Written instruction: Return a copy of every line in the records that includes the word "size".

Input rows:
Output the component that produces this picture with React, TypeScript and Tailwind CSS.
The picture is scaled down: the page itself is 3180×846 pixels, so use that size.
--
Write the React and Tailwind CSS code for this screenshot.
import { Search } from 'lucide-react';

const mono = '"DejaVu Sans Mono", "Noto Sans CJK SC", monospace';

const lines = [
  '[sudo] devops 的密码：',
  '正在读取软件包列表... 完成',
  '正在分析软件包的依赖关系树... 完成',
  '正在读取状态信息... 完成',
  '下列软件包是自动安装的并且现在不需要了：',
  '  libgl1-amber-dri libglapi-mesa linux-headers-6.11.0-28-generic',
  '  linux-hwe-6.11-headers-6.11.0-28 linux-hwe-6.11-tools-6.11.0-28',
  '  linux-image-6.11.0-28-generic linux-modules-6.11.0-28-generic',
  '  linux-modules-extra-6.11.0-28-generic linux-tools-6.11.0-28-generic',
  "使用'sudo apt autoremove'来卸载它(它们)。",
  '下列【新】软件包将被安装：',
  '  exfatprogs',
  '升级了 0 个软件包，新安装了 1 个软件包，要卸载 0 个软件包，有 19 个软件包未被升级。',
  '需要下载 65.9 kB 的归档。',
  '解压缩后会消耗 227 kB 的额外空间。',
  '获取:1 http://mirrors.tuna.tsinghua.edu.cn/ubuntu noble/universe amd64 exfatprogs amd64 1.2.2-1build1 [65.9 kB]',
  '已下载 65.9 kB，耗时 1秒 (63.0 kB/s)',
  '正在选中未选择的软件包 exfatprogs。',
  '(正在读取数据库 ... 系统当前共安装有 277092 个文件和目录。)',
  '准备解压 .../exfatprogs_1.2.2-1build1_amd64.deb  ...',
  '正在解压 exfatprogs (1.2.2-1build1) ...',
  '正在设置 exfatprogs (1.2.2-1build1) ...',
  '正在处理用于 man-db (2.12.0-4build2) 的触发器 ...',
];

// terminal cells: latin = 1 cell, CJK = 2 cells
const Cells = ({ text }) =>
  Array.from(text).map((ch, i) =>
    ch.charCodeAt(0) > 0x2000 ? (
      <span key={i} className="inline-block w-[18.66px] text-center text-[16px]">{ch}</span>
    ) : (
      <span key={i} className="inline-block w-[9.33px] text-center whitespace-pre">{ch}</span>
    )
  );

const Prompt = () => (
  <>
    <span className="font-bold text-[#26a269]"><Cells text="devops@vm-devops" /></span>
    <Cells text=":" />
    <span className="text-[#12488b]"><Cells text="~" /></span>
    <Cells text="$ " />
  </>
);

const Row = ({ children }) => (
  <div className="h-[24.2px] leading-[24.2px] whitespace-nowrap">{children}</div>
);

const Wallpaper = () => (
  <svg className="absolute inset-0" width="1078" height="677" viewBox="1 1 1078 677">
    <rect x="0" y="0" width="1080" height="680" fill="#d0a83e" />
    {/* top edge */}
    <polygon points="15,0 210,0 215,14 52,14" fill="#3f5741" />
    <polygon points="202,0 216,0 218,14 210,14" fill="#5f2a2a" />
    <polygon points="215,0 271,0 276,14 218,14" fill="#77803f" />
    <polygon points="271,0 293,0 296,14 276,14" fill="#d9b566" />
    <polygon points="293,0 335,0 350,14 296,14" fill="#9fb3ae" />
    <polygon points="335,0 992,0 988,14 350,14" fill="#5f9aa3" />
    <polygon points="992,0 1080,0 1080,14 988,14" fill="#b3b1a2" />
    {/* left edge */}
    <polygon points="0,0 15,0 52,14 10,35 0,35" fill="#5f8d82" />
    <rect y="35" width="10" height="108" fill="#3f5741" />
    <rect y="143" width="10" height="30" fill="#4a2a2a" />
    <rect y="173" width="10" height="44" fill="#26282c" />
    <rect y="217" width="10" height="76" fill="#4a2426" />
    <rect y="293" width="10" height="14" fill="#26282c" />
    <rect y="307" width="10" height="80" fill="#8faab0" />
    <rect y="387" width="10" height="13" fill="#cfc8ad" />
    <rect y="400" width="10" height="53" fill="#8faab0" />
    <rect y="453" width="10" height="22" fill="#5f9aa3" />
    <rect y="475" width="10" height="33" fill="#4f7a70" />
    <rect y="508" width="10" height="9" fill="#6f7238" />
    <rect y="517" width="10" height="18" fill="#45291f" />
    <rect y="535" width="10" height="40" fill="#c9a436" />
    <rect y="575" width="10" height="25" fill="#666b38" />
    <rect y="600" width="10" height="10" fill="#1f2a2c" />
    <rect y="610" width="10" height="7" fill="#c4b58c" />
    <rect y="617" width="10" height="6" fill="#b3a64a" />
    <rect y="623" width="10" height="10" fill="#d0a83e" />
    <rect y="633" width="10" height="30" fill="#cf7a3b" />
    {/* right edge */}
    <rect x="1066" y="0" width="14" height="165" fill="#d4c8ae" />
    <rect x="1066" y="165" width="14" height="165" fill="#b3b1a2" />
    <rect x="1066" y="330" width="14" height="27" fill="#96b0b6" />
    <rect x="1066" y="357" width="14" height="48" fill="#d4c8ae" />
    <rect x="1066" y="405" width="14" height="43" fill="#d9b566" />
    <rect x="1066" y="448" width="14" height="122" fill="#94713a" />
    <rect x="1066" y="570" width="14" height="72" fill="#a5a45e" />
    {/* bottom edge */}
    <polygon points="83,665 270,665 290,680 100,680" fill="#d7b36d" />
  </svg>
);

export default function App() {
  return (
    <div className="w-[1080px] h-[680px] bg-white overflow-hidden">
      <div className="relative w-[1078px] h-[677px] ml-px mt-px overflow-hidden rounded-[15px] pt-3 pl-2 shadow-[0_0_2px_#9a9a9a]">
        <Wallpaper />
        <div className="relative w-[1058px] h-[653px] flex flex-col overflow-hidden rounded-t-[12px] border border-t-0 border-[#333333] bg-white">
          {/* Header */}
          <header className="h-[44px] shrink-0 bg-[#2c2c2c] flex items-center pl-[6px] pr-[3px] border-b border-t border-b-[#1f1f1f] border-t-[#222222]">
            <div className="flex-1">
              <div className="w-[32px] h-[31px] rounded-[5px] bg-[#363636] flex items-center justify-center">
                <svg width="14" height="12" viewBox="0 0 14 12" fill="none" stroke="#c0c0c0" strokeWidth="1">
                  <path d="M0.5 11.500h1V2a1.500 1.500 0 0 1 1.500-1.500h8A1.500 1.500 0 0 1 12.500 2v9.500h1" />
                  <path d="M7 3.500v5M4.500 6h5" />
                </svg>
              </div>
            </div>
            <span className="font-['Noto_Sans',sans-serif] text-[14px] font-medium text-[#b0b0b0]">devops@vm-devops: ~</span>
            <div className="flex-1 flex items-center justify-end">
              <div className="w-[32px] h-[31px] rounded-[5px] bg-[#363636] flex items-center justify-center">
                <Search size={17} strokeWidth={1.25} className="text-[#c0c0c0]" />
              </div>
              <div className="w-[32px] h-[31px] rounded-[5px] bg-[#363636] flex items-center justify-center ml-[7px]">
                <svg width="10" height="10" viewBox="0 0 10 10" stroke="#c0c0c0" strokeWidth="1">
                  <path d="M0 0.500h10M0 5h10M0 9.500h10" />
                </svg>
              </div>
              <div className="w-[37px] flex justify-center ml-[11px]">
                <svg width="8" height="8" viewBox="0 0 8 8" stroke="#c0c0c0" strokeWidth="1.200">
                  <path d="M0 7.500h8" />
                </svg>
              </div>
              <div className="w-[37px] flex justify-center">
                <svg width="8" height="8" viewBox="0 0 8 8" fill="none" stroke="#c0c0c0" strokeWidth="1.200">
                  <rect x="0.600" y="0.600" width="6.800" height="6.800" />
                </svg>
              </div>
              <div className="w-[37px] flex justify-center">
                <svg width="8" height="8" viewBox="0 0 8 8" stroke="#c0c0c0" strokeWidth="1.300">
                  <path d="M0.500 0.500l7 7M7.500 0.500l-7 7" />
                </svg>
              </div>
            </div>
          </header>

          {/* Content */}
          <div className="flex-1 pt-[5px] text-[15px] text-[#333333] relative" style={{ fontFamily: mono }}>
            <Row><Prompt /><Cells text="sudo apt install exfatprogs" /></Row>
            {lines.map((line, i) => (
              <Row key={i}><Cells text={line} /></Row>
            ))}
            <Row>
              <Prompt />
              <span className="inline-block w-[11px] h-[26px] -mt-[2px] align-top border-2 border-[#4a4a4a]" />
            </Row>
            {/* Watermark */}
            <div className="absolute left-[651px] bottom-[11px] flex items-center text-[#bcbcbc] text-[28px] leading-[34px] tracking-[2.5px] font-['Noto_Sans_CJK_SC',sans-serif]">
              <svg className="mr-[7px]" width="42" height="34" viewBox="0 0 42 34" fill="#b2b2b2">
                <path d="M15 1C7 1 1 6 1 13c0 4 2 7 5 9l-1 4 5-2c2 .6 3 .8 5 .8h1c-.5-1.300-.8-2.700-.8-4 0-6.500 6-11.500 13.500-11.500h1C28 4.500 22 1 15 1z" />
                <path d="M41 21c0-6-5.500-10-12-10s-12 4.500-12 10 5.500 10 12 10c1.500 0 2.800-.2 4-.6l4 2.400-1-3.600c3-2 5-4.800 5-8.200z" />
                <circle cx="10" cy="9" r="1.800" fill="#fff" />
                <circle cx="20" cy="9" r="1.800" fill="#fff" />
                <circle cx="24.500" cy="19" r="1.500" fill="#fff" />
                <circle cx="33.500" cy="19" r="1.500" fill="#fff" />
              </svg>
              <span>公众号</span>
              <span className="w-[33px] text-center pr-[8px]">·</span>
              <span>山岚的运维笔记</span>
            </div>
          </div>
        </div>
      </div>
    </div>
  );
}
...
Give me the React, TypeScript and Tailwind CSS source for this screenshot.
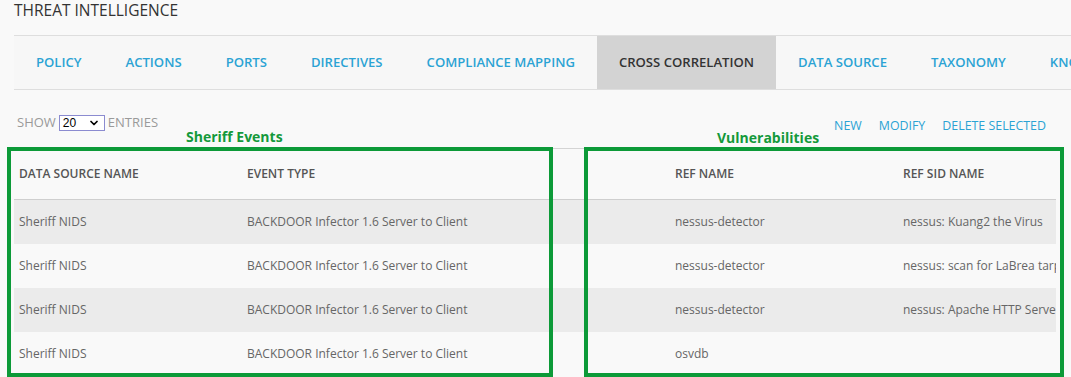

Problem solution:
The picture is scaled down: the page itself is 3180×846 pixels, so use that size.
                <Search size={17} strokeWidth={1.25} className="text-[#c0c0c0]" />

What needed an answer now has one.